**Given request**
For each line in the data below that holds "page", return a copy.

"""

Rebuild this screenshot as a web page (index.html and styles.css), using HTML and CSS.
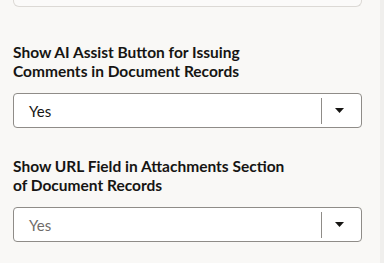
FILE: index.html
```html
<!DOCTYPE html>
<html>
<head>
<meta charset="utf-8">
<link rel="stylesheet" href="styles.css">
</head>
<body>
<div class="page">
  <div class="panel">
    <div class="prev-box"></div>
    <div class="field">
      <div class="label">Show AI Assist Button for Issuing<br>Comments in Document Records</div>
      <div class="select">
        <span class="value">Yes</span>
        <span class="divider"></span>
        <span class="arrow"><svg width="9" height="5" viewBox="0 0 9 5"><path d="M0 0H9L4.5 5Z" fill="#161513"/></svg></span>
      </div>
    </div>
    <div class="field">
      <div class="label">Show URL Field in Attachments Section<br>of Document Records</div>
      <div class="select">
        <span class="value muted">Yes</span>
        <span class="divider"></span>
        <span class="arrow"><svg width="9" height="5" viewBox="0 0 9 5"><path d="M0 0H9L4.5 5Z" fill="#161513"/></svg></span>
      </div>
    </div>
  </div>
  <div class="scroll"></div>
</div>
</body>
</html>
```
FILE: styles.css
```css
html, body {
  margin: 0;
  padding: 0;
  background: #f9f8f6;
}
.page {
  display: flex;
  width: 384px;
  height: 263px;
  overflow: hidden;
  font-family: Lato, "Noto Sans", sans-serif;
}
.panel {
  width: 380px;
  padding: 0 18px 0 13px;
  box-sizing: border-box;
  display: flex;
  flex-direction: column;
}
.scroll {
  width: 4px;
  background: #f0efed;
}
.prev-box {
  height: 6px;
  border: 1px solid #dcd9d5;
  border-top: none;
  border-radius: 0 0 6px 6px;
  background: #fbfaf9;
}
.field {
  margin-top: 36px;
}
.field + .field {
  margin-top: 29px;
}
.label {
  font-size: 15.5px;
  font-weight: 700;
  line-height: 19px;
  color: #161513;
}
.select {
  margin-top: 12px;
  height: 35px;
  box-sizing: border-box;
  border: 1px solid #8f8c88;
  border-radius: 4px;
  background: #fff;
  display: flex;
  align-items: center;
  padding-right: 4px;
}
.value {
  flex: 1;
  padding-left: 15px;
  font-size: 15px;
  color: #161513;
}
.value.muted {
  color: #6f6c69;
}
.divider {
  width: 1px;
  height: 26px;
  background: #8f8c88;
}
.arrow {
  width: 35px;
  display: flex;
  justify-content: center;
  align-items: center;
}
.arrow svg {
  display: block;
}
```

"""

**Result for this exercise**
Rebuild this screenshot as a web page (index.html and styles.css), using HTML and CSS.
<div class="page">
.page {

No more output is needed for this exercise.